> **INSTRUCTION**: Retype exactly what runs from the first line of the data to the line with "106, 106, 137];", keeping both of those lines and skipping pictures.

> **EXTRACTED RECORDS**:
————————
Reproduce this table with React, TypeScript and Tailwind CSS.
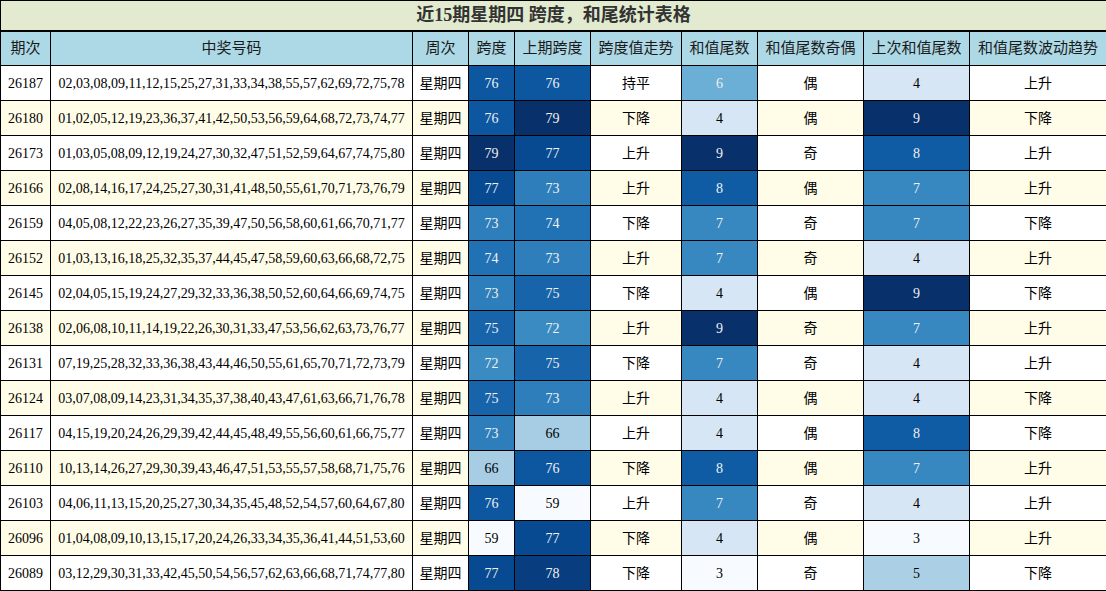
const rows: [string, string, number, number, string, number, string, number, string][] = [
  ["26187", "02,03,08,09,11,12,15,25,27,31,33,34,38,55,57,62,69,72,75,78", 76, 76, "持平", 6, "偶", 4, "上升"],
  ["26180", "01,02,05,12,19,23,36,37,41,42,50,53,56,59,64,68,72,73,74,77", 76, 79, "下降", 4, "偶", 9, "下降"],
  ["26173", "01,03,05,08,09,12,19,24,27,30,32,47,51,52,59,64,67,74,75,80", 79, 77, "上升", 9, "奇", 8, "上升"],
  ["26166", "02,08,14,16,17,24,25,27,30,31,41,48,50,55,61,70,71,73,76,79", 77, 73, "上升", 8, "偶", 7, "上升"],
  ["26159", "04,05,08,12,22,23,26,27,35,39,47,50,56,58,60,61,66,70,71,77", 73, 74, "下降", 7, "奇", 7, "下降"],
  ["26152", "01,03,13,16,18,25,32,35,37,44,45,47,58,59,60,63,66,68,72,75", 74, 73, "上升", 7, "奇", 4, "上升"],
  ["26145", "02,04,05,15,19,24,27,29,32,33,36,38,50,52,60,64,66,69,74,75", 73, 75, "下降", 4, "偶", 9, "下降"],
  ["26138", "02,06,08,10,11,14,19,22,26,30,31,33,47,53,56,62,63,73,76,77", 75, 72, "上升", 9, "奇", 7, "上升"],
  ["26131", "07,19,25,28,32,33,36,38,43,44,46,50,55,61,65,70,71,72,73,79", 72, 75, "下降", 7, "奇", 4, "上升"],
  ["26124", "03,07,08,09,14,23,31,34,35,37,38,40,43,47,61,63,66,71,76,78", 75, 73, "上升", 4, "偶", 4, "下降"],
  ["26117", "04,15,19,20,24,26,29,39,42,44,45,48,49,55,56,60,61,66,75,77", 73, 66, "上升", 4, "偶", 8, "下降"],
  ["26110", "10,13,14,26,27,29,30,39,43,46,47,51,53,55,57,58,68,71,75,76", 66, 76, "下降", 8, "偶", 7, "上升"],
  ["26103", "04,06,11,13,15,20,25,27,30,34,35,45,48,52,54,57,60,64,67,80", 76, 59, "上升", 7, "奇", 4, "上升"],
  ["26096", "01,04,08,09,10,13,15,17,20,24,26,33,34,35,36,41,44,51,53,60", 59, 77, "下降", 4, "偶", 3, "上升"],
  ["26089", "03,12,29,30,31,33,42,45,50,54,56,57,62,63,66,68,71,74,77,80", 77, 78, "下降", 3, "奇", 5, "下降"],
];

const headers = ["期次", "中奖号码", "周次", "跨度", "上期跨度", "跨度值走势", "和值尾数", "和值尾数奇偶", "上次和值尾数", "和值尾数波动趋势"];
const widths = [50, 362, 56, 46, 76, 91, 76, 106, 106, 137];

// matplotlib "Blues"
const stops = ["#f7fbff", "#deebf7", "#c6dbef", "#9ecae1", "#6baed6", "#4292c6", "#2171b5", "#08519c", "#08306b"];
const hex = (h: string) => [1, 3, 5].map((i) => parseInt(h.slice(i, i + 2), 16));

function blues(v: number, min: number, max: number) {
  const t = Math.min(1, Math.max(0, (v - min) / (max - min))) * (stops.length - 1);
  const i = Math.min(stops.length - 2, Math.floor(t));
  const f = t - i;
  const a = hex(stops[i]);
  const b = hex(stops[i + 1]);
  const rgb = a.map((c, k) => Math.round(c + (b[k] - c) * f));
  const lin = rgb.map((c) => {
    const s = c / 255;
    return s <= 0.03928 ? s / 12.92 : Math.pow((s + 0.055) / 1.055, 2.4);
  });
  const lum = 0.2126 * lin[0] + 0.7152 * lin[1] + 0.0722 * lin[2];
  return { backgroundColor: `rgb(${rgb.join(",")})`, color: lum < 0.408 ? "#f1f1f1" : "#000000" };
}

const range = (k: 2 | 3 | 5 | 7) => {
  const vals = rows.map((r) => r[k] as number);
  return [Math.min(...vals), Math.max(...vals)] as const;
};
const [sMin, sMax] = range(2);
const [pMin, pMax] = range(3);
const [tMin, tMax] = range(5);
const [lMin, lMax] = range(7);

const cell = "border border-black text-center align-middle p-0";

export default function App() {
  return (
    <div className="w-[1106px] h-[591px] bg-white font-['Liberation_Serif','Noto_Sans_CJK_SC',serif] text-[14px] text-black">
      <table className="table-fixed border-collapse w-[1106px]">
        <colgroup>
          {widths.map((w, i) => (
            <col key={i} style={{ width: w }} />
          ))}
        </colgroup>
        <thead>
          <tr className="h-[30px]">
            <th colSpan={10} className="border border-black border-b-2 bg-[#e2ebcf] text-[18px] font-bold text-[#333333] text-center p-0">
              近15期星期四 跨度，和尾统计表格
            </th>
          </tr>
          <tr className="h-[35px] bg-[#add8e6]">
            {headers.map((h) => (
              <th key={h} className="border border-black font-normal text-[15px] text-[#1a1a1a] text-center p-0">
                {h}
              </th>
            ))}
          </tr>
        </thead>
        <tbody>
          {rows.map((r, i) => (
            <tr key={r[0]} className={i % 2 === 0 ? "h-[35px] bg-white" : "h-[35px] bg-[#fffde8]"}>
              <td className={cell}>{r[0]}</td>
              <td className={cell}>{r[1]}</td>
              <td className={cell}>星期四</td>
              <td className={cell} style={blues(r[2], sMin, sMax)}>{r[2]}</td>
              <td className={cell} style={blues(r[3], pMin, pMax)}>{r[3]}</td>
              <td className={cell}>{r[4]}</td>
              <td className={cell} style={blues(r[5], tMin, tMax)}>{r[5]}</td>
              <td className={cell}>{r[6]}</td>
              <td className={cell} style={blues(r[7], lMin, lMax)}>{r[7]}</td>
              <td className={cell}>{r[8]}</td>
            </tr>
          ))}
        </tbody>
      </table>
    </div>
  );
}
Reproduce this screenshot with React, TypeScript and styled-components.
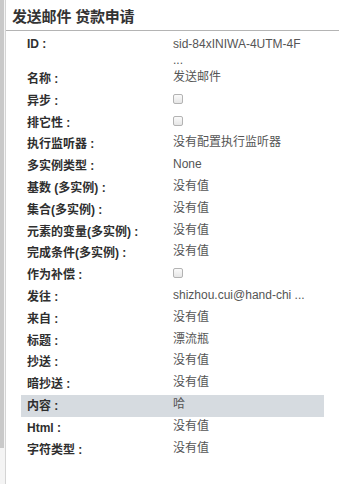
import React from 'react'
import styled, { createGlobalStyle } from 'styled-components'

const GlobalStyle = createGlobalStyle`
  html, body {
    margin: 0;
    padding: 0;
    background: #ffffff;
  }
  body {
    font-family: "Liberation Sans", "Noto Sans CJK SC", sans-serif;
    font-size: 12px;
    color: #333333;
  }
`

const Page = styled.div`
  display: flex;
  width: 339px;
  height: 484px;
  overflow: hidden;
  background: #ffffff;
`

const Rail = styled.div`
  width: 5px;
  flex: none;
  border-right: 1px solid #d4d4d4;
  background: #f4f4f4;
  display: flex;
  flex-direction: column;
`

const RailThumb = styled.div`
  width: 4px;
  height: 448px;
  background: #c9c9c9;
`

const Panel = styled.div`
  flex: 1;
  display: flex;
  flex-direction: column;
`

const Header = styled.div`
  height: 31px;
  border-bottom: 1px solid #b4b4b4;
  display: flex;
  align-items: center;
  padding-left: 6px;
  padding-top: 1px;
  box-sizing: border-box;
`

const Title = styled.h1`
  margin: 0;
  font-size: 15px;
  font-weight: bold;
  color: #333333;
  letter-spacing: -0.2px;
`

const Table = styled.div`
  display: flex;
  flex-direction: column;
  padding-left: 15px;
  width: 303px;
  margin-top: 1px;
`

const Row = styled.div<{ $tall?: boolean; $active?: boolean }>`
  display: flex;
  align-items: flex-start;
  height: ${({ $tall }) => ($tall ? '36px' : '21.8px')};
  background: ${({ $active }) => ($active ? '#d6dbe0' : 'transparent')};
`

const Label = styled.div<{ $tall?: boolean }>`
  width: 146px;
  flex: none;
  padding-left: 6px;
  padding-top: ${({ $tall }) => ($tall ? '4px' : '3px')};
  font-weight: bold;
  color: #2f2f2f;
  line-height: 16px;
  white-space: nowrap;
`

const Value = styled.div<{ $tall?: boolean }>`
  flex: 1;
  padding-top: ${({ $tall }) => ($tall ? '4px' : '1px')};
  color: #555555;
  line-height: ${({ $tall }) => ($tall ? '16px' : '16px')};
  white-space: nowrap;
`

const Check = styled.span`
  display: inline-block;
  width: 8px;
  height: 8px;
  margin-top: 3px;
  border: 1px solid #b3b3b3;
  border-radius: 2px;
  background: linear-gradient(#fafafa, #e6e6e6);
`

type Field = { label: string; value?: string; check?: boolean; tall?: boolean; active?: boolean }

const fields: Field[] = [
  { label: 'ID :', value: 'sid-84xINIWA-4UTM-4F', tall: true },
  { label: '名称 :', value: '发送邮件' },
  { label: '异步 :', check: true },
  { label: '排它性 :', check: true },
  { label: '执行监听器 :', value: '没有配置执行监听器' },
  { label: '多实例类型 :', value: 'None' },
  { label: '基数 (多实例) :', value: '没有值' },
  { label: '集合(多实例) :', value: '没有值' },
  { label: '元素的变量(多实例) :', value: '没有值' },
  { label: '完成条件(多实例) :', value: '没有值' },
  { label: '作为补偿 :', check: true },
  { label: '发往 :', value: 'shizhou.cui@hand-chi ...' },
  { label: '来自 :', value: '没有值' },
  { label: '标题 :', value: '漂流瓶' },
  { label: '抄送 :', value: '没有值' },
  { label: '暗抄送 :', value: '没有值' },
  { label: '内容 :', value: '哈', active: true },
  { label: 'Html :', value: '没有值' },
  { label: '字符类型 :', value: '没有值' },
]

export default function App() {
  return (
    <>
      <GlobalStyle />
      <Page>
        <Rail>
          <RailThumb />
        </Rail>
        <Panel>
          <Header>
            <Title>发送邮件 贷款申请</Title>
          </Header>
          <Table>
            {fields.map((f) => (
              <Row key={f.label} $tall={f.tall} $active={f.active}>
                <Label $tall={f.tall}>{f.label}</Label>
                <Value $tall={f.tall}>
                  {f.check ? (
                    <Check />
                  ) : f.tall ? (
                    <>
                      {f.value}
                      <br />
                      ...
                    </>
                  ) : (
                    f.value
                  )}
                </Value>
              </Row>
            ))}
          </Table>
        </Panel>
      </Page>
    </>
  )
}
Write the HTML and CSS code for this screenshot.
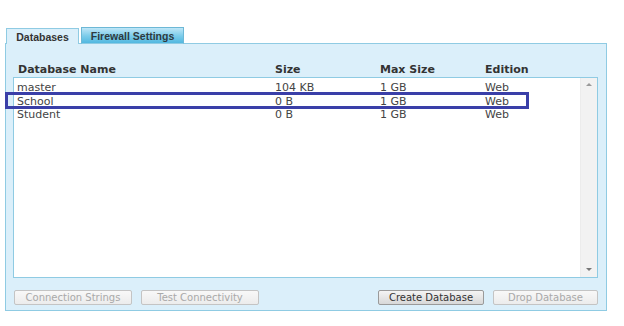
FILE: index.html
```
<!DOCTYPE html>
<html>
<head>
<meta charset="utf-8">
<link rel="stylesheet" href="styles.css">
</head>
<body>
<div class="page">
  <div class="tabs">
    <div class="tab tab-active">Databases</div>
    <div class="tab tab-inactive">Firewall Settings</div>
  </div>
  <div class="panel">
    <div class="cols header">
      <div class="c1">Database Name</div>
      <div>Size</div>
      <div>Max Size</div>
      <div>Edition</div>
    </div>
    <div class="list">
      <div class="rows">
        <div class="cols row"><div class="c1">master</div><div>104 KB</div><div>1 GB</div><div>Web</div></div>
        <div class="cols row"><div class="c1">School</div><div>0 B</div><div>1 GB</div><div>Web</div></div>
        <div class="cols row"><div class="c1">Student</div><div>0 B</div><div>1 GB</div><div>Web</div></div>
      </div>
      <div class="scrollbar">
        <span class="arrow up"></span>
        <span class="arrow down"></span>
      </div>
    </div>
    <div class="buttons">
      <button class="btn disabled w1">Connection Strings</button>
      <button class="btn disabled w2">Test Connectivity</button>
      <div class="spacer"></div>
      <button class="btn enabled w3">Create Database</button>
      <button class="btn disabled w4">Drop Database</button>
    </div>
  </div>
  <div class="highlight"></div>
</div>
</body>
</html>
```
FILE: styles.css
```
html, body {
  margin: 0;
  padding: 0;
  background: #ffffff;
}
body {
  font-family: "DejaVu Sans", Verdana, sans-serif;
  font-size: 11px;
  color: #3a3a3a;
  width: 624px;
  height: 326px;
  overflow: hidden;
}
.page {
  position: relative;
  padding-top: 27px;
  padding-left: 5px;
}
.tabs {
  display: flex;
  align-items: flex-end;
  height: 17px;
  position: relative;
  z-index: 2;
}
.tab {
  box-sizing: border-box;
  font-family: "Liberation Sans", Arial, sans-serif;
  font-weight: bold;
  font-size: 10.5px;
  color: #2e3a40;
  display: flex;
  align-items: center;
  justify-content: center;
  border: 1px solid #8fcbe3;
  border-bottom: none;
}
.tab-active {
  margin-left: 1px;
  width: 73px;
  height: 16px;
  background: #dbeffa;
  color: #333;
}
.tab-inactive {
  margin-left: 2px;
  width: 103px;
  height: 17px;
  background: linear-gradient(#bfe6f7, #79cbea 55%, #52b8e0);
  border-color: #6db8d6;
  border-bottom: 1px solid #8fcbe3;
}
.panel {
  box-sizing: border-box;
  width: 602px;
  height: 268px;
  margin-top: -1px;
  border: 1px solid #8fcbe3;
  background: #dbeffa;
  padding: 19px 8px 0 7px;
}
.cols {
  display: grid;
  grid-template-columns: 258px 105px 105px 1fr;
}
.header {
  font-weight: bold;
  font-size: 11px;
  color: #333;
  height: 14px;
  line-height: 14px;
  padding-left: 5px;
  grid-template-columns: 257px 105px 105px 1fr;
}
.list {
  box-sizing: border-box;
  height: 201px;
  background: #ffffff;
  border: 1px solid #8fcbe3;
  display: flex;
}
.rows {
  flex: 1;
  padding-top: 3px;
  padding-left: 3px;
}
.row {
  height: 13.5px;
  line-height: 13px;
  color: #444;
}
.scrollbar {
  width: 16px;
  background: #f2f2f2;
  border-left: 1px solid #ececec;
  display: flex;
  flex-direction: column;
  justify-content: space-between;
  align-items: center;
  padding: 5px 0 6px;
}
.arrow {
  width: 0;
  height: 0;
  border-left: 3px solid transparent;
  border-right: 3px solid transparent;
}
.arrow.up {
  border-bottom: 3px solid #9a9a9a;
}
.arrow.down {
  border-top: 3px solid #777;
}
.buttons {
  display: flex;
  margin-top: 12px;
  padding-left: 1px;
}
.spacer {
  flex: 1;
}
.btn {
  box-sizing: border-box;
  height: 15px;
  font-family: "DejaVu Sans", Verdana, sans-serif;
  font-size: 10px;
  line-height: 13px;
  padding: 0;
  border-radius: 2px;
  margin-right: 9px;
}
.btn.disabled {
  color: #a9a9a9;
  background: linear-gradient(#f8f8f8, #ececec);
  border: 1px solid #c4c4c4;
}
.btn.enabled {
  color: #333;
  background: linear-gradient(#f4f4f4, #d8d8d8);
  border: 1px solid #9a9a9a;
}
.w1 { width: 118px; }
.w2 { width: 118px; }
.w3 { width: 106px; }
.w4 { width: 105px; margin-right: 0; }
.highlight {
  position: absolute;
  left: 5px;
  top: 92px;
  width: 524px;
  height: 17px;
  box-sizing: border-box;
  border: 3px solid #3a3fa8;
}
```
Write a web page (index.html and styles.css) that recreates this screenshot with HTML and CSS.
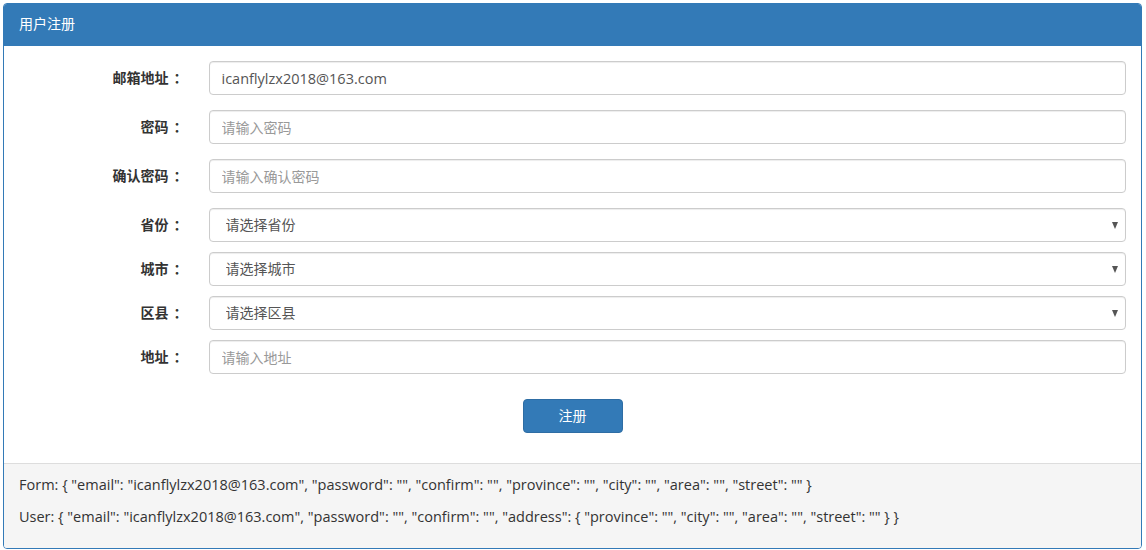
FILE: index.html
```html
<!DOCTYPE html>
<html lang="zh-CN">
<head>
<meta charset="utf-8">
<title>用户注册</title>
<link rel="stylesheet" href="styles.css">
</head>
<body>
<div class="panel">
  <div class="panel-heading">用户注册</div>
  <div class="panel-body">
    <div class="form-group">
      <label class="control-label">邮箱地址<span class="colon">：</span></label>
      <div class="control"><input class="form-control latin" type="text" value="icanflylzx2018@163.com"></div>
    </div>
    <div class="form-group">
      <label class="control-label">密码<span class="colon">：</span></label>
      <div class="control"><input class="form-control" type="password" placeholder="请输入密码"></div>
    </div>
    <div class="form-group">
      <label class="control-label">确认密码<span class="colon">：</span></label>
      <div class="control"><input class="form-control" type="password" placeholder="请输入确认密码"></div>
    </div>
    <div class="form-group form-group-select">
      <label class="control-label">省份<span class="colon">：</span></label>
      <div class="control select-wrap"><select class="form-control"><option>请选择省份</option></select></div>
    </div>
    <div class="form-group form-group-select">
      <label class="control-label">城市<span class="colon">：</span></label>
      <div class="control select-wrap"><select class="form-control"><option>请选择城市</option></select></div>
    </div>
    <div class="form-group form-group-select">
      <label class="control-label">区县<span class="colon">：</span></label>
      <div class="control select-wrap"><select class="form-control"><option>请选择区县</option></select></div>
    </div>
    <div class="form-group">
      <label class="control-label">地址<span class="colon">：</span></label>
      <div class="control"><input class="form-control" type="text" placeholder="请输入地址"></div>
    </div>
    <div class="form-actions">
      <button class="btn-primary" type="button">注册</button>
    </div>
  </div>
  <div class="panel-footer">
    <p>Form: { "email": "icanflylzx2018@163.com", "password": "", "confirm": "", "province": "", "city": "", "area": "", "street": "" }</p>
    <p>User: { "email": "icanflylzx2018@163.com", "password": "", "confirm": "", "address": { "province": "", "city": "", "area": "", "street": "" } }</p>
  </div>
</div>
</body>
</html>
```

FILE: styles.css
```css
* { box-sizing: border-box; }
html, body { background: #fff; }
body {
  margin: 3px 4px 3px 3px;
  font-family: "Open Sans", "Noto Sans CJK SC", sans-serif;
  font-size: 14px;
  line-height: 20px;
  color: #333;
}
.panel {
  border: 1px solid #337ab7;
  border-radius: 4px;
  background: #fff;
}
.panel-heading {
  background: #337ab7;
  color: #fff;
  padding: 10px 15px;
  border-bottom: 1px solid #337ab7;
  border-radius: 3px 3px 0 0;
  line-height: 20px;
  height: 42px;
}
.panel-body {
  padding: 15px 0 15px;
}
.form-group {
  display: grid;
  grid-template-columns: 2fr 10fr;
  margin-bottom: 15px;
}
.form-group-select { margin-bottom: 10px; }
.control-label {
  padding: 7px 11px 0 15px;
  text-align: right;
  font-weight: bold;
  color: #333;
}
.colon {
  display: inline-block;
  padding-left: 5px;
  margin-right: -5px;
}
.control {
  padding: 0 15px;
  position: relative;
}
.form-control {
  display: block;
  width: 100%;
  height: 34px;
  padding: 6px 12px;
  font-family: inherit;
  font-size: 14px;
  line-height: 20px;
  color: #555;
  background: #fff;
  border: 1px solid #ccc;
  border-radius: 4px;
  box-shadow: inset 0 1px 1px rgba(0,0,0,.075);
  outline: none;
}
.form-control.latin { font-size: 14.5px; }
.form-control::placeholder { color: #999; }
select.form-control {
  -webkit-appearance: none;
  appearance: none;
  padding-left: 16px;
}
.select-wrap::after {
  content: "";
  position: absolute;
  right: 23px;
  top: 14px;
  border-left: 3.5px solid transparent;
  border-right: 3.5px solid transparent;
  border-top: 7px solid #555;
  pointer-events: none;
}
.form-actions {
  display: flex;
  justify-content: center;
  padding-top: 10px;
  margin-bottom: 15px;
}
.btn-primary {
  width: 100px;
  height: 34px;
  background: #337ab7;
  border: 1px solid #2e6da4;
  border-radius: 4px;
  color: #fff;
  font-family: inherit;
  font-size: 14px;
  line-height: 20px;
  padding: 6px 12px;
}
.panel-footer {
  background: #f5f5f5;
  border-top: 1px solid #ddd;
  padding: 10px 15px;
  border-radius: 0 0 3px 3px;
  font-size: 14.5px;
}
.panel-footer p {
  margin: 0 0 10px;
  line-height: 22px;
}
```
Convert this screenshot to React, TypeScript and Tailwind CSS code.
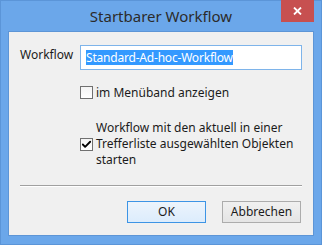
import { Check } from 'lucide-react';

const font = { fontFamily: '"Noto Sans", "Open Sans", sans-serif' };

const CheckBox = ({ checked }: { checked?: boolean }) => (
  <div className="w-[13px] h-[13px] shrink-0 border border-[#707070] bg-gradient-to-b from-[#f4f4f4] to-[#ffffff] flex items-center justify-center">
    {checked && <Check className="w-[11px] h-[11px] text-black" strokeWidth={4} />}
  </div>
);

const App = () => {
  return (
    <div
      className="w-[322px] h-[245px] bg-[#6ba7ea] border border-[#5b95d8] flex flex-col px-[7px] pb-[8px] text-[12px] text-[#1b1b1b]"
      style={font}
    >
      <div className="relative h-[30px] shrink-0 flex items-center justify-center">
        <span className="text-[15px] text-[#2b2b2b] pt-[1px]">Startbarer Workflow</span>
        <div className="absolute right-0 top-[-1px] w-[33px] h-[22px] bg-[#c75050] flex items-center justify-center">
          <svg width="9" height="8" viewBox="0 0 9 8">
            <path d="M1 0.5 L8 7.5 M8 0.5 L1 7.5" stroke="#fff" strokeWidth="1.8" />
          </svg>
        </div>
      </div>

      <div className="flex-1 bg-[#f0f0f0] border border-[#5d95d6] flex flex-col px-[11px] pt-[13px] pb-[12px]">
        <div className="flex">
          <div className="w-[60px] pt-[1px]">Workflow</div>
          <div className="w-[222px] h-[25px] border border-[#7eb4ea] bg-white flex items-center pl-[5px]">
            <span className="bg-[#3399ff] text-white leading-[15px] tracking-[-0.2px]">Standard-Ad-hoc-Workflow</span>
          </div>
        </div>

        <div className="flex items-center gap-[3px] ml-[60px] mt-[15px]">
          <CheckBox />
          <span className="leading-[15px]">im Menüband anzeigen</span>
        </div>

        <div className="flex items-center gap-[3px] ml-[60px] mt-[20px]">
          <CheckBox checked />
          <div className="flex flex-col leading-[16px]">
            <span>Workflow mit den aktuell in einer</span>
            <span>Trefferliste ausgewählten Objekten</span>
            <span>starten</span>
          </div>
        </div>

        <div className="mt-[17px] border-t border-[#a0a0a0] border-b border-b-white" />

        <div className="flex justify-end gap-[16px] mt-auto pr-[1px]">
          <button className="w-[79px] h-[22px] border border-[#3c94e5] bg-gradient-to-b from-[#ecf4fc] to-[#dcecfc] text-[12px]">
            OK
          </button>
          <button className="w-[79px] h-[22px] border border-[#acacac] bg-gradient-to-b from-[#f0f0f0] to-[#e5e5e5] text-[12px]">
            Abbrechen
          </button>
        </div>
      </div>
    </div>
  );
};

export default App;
————————
> **WRITTEN SOLUTION**:
Reproduce this table with React, TypeScript and Tailwind CSS.
const rows: [string, string, number, number, string, number, string, number, string][] = [
  ["26187", "02,03,08,09,11,12,15,25,27,31,33,34,38,55,57,62,69,72,75,78", 76, 76, "持平", 6, "偶", 4, "上升"],
  ["26180", "01,02,05,12,19,23,36,37,41,42,50,53,56,59,64,68,72,73,74,77", 76, 79, "下降", 4, "偶", 9, "下降"],
  ["26173", "01,03,05,08,09,12,19,24,27,30,32,47,51,52,59,64,67,74,75,80", 79, 77, "上升", 9, "奇", 8, "上升"],
  ["26166", "02,08,14,16,17,24,25,27,30,31,41,48,50,55,61,70,71,73,76,79", 77, 73, "上升", 8, "偶", 7, "上升"],
  ["26159", "04,05,08,12,22,23,26,27,35,39,47,50,56,58,60,61,66,70,71,77", 73, 74, "下降", 7, "奇", 7, "下降"],
  ["26152", "01,03,13,16,18,25,32,35,37,44,45,47,58,59,60,63,66,68,72,75", 74, 73, "上升", 7, "奇", 4, "上升"],
  ["26145", "02,04,05,15,19,24,27,29,32,33,36,38,50,52,60,64,66,69,74,75", 73, 75, "下降", 4, "偶", 9, "下降"],
  ["26138", "02,06,08,10,11,14,19,22,26,30,31,33,47,53,56,62,63,73,76,77", 75, 72, "上升", 9, "奇", 7, "上升"],
  ["26131", "07,19,25,28,32,33,36,38,43,44,46,50,55,61,65,70,71,72,73,79", 72, 75, "下降", 7, "奇", 4, "上升"],
  ["26124", "03,07,08,09,14,23,31,34,35,37,38,40,43,47,61,63,66,71,76,78", 75, 73, "上升", 4, "偶", 4, "下降"],
  ["26117", "04,15,19,20,24,26,29,39,42,44,45,48,49,55,56,60,61,66,75,77", 73, 66, "上升", 4, "偶", 8, "下降"],
  ["26110", "10,13,14,26,27,29,30,39,43,46,47,51,53,55,57,58,68,71,75,76", 66, 76, "下降", 8, "偶", 7, "上升"],
  ["26103", "04,06,11,13,15,20,25,27,30,34,35,45,48,52,54,57,60,64,67,80", 76, 59, "上升", 7, "奇", 4, "上升"],
  ["26096", "01,04,08,09,10,13,15,17,20,24,26,33,34,35,36,41,44,51,53,60", 59, 77, "下降", 4, "偶", 3, "上升"],
  ["26089", "03,12,29,30,31,33,42,45,50,54,56,57,62,63,66,68,71,74,77,80", 77, 78, "下降", 3, "奇", 5, "下降"],
];

const headers = ["期次", "中奖号码", "周次", "跨度", "上期跨度", "跨度值走势", "和值尾数", "和值尾数奇偶", "上次和值尾数", "和值尾数波动趋势"];
const widths = [50, 362, 56, 46, 76, 91, 76, 106, 106, 137];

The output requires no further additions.